[Records with interface code]
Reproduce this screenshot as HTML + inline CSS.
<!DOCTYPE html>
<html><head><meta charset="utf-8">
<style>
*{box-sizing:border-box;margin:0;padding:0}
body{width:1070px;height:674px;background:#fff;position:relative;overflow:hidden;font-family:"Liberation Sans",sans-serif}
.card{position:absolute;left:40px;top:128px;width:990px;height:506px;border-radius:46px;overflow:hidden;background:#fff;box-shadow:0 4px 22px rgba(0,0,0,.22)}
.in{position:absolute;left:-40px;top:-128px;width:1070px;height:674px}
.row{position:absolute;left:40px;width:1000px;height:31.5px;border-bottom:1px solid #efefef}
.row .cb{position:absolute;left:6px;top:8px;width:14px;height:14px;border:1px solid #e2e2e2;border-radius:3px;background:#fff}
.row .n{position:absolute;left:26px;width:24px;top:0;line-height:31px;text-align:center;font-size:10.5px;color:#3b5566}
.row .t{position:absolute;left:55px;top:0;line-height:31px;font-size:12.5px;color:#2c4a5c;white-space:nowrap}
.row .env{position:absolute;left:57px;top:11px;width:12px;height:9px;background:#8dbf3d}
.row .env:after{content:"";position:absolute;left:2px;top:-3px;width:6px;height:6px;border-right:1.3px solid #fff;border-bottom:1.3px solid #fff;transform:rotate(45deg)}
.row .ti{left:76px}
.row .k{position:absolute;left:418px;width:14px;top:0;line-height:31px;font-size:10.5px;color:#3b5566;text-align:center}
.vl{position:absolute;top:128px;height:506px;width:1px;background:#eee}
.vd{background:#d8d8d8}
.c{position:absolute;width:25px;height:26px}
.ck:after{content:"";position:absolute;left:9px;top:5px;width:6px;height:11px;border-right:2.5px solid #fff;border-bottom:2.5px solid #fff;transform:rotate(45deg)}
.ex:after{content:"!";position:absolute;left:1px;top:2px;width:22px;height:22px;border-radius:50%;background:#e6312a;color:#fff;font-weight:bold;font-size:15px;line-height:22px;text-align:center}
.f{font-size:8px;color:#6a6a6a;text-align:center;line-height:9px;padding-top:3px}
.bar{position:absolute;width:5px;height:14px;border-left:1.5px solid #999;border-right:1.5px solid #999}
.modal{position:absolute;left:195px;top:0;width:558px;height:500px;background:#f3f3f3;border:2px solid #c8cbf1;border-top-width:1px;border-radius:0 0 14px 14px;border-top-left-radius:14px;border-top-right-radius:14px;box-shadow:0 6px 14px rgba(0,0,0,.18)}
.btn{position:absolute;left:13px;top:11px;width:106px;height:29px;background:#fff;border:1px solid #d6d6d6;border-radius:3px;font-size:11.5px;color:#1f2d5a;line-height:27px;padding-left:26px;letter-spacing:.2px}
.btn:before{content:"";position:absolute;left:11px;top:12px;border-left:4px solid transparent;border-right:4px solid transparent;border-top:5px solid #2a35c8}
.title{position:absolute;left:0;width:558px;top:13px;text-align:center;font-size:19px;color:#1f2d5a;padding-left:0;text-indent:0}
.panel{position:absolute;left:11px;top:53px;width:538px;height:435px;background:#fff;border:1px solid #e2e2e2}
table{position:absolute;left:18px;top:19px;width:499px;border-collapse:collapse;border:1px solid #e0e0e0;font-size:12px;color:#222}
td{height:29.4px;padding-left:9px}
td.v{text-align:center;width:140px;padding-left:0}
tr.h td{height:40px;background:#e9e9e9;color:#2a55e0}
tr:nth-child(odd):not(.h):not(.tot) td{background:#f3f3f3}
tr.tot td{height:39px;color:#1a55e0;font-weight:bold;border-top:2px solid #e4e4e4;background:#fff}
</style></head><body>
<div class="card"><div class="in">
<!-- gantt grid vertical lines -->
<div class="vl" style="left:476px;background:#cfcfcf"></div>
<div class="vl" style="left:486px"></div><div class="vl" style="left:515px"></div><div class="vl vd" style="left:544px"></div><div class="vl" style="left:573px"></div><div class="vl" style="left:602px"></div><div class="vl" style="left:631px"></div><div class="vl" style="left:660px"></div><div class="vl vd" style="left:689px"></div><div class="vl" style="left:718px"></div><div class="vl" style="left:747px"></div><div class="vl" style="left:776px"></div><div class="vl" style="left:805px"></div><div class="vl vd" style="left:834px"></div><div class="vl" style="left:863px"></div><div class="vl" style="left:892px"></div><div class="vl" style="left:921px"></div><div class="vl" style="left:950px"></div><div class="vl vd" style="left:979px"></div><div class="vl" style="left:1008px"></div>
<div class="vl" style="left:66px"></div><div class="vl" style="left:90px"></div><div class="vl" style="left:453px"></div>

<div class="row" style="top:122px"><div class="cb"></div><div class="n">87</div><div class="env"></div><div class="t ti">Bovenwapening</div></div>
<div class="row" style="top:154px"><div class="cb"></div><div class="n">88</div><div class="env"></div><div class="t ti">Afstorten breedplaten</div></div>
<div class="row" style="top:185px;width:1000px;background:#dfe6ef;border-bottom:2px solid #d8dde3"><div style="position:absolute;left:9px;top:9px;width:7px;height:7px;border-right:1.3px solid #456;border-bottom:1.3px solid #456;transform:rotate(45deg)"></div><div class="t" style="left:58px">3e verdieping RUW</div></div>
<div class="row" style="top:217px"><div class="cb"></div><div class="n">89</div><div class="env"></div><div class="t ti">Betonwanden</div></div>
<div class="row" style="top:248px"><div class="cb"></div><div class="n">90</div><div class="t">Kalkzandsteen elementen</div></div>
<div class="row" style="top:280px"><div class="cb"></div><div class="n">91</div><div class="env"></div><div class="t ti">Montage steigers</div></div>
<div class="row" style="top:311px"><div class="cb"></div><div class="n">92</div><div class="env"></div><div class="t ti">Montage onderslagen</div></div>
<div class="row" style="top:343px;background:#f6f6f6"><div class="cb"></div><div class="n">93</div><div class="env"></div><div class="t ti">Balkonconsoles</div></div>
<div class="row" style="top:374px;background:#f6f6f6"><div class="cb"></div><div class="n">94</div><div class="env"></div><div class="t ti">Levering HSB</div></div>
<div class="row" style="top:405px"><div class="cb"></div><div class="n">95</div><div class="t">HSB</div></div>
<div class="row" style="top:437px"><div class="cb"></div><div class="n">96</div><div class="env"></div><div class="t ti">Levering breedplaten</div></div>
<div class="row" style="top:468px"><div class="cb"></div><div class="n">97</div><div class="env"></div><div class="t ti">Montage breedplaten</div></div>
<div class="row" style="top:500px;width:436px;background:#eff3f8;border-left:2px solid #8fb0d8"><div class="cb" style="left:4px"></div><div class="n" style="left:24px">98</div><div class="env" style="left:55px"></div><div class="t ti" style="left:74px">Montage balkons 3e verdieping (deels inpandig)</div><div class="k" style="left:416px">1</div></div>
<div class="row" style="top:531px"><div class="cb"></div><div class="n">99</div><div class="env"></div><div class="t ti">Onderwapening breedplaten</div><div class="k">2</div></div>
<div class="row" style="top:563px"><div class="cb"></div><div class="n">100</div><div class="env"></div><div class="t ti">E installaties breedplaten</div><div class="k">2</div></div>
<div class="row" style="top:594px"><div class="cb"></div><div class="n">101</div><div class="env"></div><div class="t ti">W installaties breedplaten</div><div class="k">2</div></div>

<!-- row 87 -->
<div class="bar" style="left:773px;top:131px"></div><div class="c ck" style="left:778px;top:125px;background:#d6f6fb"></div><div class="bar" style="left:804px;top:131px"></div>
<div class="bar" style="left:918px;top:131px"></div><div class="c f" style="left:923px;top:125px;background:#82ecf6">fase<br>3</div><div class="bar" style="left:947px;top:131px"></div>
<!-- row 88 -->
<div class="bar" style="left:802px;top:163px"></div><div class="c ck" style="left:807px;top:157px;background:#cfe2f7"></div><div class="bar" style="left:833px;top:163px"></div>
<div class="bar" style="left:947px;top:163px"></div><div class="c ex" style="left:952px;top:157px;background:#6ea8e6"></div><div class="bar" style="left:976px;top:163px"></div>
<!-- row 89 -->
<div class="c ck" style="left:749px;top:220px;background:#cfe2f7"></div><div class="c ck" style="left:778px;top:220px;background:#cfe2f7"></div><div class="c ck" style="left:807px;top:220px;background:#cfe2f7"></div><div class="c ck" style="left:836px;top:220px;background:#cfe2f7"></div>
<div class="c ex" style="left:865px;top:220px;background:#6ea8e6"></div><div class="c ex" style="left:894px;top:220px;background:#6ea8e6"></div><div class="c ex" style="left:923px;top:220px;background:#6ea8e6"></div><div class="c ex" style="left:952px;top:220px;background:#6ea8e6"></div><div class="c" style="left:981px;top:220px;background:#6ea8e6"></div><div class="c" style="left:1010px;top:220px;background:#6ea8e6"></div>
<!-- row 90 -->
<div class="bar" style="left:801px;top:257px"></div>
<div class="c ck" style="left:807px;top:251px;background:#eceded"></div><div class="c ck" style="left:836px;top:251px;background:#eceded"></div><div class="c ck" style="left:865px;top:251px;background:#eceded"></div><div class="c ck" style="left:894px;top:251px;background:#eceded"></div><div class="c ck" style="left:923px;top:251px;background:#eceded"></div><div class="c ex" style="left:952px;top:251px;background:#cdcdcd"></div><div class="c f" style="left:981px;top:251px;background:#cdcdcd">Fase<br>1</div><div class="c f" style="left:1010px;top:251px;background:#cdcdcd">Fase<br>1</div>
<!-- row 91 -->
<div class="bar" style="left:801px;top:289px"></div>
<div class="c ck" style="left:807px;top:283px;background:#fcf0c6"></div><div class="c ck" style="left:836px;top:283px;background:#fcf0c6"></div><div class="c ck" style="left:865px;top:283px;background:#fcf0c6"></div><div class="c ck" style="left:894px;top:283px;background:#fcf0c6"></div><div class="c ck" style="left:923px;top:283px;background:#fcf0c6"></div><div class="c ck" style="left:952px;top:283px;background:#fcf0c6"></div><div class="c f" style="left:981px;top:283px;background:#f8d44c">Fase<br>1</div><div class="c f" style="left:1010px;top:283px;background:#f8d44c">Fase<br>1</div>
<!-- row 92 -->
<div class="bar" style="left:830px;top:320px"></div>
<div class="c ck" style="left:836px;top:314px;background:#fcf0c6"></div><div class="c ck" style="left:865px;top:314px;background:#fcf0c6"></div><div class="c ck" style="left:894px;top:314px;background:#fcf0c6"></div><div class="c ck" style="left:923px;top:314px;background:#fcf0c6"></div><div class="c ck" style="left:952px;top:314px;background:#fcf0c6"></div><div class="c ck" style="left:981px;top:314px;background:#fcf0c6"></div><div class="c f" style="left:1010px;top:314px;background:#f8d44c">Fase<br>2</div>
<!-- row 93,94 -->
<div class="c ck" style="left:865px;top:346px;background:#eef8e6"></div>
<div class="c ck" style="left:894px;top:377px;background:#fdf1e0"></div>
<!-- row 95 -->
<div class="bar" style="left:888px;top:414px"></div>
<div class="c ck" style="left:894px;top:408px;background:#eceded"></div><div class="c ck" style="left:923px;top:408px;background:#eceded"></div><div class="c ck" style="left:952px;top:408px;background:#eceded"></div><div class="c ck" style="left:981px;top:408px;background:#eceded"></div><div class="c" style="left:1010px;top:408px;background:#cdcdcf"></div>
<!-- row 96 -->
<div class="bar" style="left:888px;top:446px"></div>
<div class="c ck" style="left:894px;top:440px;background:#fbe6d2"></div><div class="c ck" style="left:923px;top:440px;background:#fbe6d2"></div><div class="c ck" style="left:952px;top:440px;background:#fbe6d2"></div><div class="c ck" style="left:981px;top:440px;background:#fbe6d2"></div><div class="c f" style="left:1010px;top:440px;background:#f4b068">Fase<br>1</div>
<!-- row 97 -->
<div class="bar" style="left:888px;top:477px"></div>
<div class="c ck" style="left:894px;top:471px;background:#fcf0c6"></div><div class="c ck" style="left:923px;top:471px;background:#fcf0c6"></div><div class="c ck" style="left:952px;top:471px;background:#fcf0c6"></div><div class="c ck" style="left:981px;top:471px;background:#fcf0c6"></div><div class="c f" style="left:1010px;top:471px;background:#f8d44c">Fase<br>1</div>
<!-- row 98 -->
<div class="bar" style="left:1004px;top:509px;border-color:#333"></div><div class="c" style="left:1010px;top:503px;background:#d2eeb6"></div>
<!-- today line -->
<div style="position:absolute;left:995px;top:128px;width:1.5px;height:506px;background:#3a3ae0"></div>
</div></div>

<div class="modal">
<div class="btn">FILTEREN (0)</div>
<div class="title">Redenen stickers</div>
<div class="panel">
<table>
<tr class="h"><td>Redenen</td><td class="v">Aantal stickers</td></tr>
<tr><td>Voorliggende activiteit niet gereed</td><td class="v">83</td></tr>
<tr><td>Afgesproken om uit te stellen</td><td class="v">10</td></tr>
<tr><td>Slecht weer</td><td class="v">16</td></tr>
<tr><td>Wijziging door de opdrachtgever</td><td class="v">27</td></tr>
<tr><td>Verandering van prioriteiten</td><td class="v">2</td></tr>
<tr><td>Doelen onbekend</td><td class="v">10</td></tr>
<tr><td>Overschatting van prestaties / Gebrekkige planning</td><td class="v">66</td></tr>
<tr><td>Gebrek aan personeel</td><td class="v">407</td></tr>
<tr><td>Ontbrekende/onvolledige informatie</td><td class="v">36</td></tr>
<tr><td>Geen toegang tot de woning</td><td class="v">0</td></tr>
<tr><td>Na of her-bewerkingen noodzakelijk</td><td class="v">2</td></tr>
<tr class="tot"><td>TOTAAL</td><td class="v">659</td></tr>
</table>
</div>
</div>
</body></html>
==
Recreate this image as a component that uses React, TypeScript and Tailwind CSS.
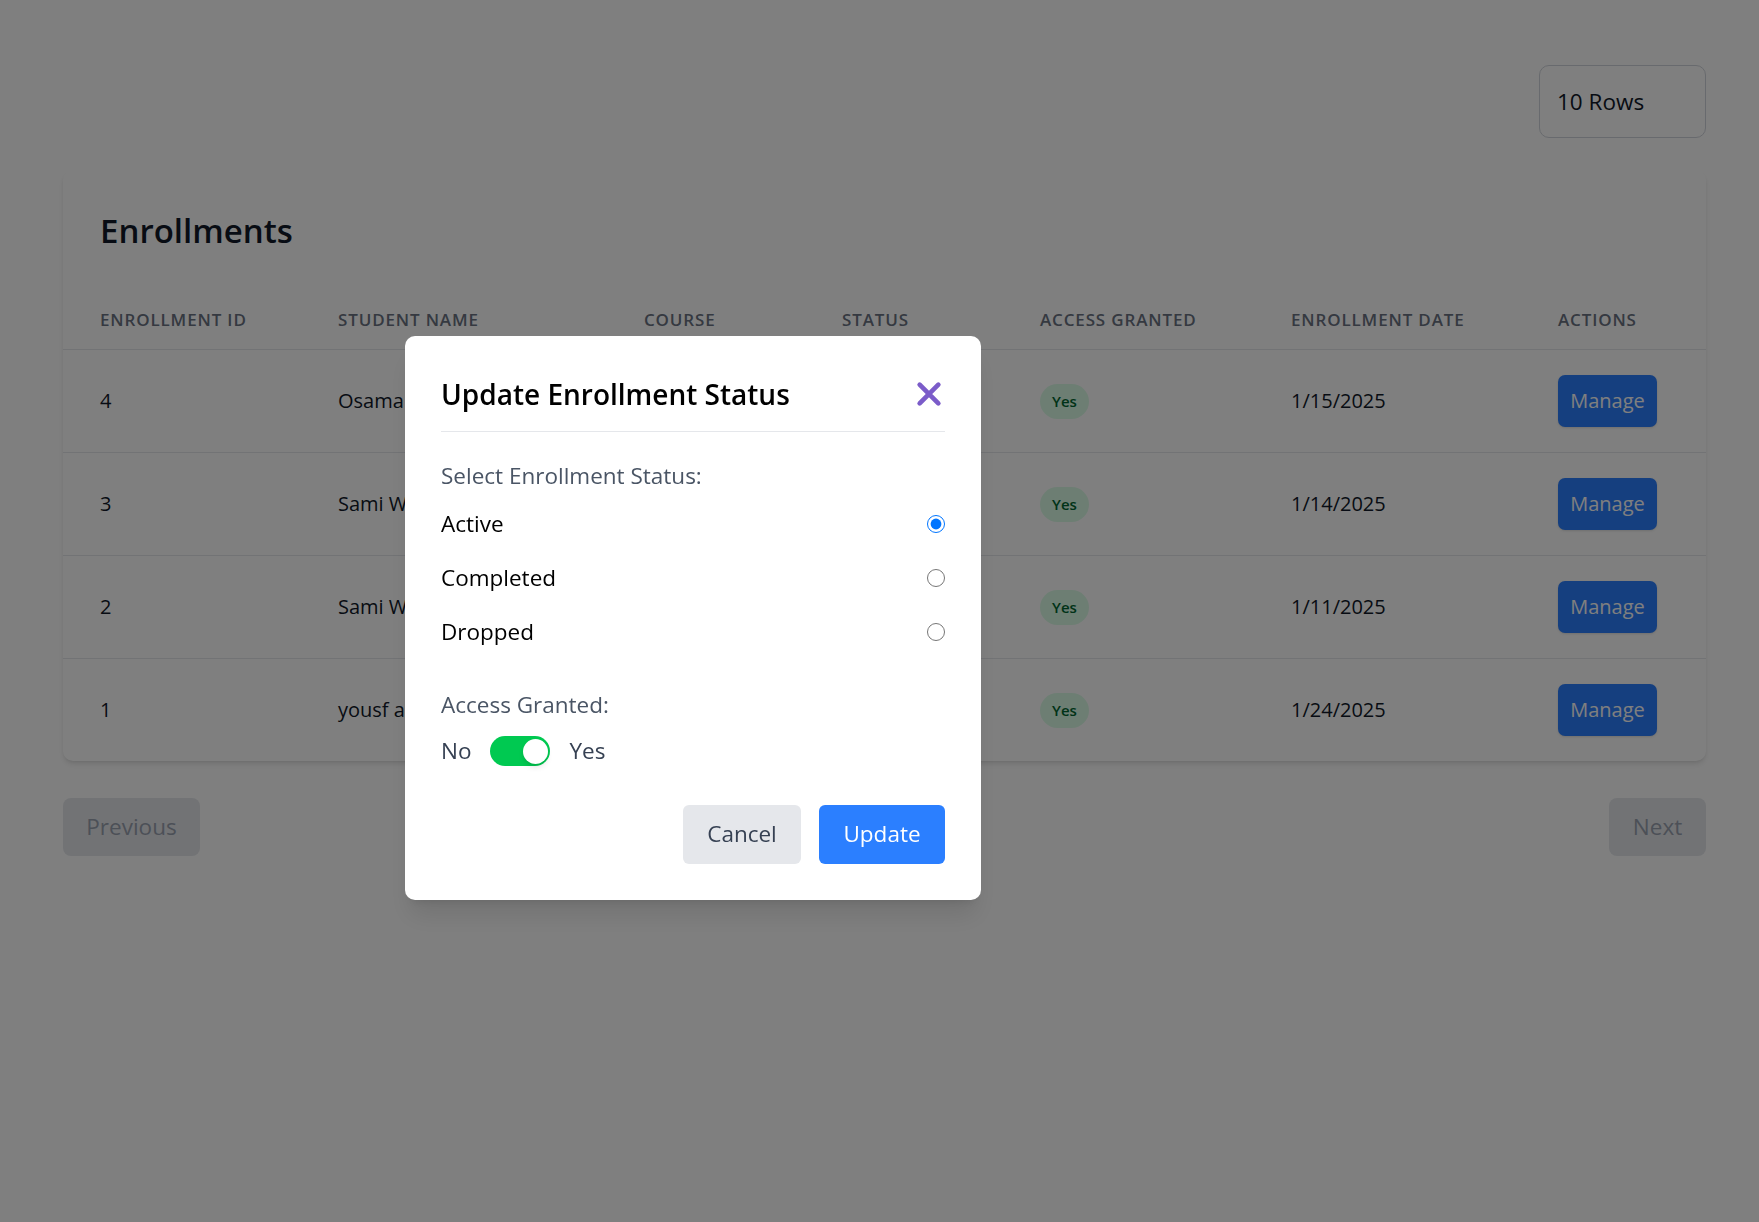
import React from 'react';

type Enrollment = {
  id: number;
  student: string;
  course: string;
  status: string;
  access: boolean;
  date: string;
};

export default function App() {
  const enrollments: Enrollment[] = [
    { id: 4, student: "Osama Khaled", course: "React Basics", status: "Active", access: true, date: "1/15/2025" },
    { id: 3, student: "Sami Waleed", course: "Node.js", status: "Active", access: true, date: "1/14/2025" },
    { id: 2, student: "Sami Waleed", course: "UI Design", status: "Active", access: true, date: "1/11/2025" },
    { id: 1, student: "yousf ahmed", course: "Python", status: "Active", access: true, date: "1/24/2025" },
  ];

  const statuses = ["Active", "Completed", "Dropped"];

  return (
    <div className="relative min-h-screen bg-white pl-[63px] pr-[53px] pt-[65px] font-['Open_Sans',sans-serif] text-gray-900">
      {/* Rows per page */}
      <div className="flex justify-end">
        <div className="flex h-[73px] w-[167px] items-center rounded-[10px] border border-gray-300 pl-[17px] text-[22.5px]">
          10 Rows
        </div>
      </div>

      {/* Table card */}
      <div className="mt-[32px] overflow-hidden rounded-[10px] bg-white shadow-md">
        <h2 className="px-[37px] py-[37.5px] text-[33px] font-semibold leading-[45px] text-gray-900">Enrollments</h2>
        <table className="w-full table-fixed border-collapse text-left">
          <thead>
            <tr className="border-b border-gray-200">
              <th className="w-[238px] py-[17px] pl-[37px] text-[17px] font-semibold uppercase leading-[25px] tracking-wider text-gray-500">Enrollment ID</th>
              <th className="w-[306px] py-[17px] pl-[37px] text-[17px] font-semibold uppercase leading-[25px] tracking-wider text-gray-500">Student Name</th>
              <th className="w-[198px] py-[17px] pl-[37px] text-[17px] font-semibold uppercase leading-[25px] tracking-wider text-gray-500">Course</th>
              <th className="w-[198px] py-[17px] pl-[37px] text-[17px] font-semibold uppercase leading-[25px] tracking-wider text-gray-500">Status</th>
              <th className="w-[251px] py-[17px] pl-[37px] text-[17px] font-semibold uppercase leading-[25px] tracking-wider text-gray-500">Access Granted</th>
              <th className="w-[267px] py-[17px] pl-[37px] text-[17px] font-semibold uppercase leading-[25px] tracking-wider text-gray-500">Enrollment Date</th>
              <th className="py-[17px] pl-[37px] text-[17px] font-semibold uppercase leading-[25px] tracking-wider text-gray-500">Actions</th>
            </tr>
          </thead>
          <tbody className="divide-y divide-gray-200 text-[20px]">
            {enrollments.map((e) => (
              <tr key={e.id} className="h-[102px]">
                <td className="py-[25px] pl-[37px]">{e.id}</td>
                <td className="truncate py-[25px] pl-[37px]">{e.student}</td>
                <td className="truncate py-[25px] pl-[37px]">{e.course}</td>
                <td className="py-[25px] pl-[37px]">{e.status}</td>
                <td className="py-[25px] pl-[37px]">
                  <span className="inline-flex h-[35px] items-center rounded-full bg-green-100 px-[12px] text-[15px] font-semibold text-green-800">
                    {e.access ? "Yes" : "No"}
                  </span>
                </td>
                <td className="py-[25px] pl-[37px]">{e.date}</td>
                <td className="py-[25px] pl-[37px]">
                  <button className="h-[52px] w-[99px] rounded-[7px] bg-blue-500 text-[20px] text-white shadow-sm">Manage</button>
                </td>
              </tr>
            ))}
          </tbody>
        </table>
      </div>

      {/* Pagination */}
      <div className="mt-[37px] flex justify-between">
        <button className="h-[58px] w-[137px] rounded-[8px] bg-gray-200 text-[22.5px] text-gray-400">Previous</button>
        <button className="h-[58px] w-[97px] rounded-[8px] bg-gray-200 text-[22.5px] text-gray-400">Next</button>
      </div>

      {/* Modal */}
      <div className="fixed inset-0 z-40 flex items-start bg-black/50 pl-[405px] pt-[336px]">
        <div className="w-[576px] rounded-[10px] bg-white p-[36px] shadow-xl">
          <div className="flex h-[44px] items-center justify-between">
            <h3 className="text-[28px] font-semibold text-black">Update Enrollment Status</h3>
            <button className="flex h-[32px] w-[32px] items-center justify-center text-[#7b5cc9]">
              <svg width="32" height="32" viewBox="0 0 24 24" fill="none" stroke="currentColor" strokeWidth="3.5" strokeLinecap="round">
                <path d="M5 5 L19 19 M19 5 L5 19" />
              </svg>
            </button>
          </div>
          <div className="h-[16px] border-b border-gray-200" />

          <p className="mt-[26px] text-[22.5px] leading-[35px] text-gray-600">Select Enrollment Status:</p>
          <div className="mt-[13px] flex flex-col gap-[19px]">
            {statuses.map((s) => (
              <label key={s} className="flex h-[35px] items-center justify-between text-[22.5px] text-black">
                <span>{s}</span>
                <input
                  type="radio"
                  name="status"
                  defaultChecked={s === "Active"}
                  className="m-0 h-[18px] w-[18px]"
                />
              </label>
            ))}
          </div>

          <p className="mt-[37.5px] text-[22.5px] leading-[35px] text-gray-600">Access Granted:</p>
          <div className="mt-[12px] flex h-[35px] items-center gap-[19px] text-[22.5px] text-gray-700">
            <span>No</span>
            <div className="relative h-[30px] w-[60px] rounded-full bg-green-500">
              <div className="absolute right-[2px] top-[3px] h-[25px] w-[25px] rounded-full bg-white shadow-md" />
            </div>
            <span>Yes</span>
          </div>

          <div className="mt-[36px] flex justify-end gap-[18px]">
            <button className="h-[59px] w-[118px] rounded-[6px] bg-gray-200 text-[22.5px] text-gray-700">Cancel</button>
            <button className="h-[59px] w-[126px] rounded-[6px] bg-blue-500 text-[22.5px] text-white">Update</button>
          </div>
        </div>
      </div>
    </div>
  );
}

• [What you are asked to do]:
Pick out each line that holds the string "React".

• [Result]:
Recreate this image as a component that uses React, TypeScript and Tailwind CSS.
import React from 'react';
    { id: 4, student: "Osama Khaled", course: "React Basics", status: "Active", access: true, date: "1/15/2025" },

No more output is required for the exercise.